-- Short problem --
Read the lines below and count those that have the word "index". Respond with the number only.

-- Collected data --
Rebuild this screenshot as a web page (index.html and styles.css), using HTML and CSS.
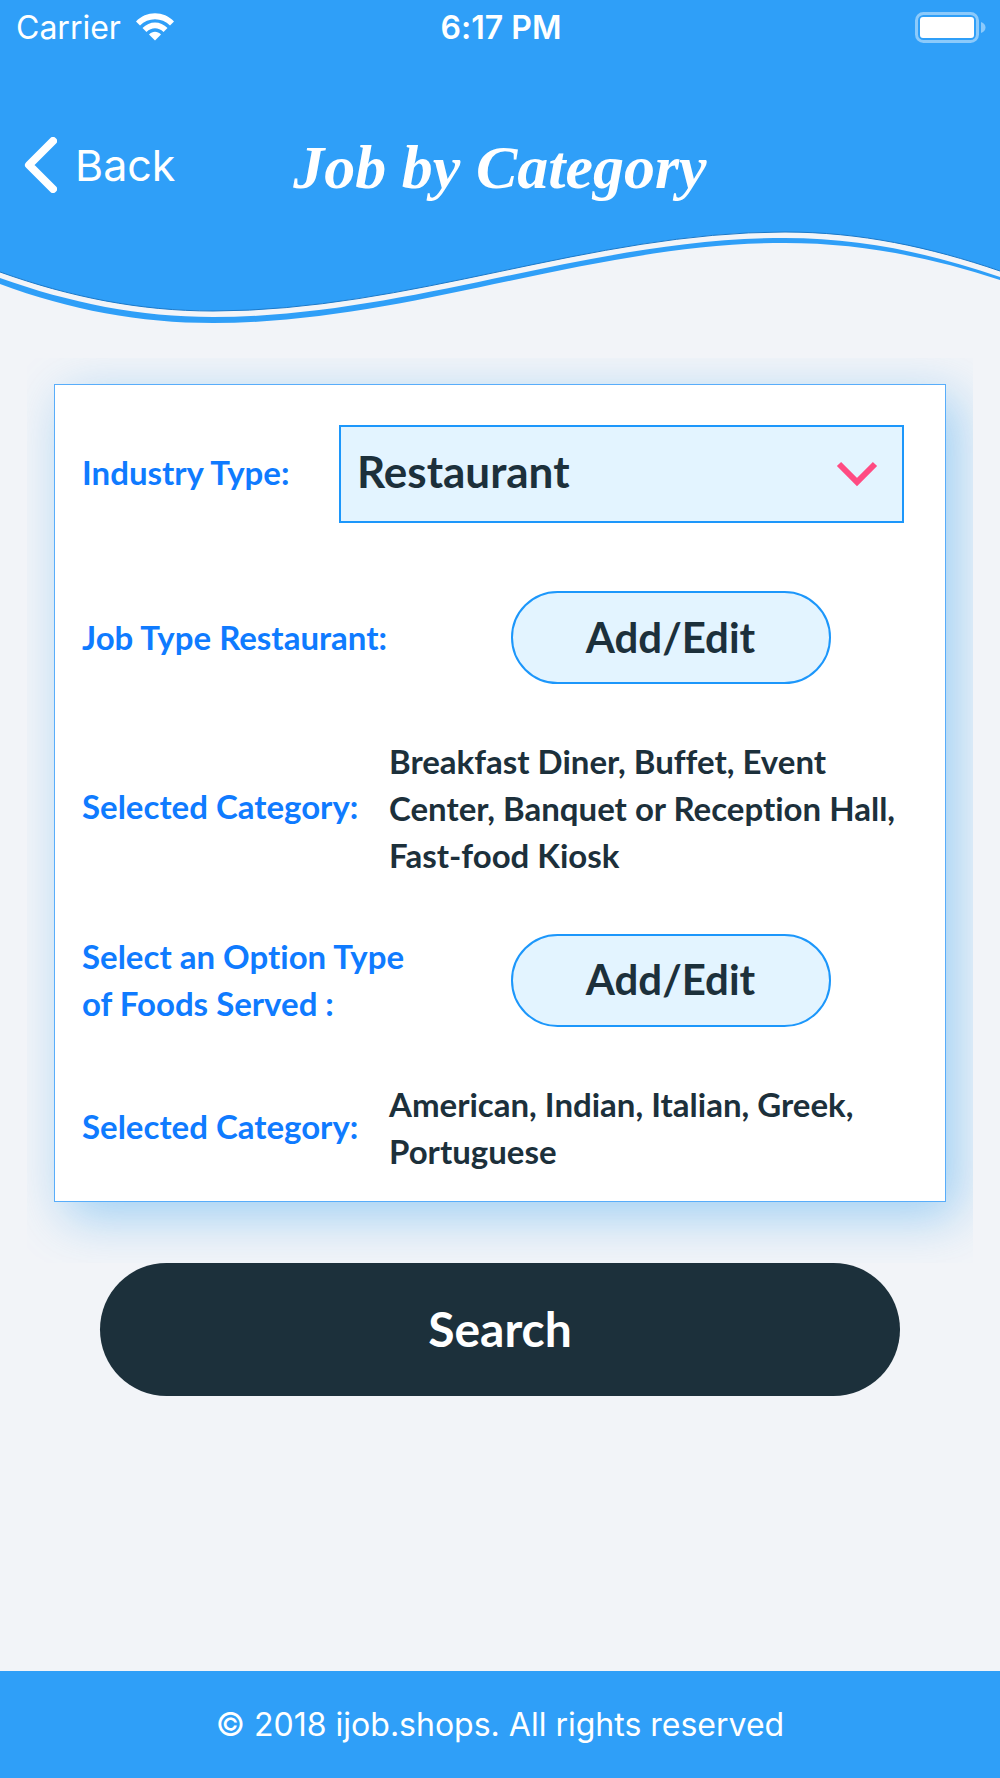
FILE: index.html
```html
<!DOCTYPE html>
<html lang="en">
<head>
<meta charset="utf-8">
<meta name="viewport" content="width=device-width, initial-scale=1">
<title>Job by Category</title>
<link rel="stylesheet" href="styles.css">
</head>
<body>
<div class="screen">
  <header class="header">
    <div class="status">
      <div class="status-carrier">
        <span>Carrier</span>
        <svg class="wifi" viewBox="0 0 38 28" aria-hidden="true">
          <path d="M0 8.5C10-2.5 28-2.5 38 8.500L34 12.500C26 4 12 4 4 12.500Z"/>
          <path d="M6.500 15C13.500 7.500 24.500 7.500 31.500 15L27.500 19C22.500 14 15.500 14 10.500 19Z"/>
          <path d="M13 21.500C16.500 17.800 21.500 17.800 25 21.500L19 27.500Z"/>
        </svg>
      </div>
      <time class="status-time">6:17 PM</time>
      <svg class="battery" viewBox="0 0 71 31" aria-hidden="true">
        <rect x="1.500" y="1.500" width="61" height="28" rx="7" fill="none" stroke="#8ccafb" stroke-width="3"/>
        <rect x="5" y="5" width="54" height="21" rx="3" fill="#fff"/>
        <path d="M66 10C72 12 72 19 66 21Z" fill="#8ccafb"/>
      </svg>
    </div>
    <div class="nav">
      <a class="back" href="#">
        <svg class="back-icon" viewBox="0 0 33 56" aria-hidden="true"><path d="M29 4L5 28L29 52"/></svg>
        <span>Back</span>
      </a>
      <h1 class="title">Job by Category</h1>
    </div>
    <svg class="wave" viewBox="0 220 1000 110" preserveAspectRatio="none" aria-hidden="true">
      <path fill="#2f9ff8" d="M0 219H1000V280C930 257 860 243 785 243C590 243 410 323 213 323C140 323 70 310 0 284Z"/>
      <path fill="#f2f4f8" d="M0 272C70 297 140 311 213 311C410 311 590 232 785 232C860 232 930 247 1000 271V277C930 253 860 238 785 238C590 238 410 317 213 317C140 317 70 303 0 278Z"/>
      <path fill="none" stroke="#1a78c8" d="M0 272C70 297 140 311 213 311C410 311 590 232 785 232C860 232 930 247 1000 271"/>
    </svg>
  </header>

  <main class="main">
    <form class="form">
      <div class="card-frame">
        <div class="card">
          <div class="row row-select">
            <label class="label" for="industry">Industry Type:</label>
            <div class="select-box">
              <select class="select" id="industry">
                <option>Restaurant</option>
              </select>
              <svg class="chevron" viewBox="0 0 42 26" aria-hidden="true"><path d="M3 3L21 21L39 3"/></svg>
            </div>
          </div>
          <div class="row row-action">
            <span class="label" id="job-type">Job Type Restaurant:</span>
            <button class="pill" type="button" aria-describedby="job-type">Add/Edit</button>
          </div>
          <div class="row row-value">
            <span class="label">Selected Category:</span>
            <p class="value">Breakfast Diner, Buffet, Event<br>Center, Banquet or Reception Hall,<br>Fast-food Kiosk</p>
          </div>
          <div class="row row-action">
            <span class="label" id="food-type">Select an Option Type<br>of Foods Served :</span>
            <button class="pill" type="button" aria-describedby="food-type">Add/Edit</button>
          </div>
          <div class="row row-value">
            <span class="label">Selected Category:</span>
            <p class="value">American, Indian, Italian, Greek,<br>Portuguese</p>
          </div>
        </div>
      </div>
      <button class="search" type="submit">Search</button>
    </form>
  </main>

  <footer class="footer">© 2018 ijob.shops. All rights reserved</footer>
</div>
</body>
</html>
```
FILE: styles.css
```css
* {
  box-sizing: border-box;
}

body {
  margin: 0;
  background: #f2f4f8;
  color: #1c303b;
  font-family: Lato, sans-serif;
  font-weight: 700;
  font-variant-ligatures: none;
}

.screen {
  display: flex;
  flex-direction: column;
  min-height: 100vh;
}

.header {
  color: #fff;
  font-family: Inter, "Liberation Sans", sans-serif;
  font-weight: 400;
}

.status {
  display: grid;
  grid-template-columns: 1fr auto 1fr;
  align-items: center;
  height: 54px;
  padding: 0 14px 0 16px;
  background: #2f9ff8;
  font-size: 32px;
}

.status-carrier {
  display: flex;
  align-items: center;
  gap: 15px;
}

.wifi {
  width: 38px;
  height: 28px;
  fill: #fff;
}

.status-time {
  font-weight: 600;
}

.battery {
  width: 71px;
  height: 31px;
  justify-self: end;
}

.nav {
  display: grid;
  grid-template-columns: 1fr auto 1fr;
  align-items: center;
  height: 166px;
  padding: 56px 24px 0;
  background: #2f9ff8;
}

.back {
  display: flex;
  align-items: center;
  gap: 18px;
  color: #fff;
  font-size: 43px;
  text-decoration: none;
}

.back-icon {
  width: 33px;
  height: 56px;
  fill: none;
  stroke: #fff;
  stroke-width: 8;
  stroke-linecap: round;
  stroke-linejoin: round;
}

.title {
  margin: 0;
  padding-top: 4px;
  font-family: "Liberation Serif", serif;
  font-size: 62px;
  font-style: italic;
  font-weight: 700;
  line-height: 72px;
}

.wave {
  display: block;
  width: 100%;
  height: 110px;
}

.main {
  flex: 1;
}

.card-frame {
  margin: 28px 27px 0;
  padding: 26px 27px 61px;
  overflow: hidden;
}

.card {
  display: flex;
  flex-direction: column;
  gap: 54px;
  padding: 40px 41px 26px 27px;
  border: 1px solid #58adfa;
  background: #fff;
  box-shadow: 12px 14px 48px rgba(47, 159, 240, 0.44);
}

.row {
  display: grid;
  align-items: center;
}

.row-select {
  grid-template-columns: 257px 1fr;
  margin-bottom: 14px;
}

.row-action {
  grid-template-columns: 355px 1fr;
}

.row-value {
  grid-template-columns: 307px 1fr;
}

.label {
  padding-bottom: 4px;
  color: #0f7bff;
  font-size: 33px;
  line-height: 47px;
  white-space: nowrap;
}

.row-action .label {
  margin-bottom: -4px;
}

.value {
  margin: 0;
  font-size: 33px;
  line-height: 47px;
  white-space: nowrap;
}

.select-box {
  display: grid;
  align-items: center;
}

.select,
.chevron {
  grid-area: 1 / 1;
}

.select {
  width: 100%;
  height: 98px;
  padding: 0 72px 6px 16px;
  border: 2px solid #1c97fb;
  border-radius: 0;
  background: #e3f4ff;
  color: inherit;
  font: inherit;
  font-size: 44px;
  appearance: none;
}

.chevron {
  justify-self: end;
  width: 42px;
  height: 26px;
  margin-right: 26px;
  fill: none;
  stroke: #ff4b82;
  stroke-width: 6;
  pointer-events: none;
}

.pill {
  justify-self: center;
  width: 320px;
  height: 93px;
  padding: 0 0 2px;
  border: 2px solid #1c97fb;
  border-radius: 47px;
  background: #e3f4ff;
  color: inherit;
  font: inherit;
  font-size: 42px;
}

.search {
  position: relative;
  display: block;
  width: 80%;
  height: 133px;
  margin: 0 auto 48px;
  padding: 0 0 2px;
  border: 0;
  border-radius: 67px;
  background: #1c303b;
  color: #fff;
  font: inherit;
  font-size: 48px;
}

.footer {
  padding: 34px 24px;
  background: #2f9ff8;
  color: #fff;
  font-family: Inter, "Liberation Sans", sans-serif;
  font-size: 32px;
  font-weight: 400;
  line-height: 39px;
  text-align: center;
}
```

-- The reply --
2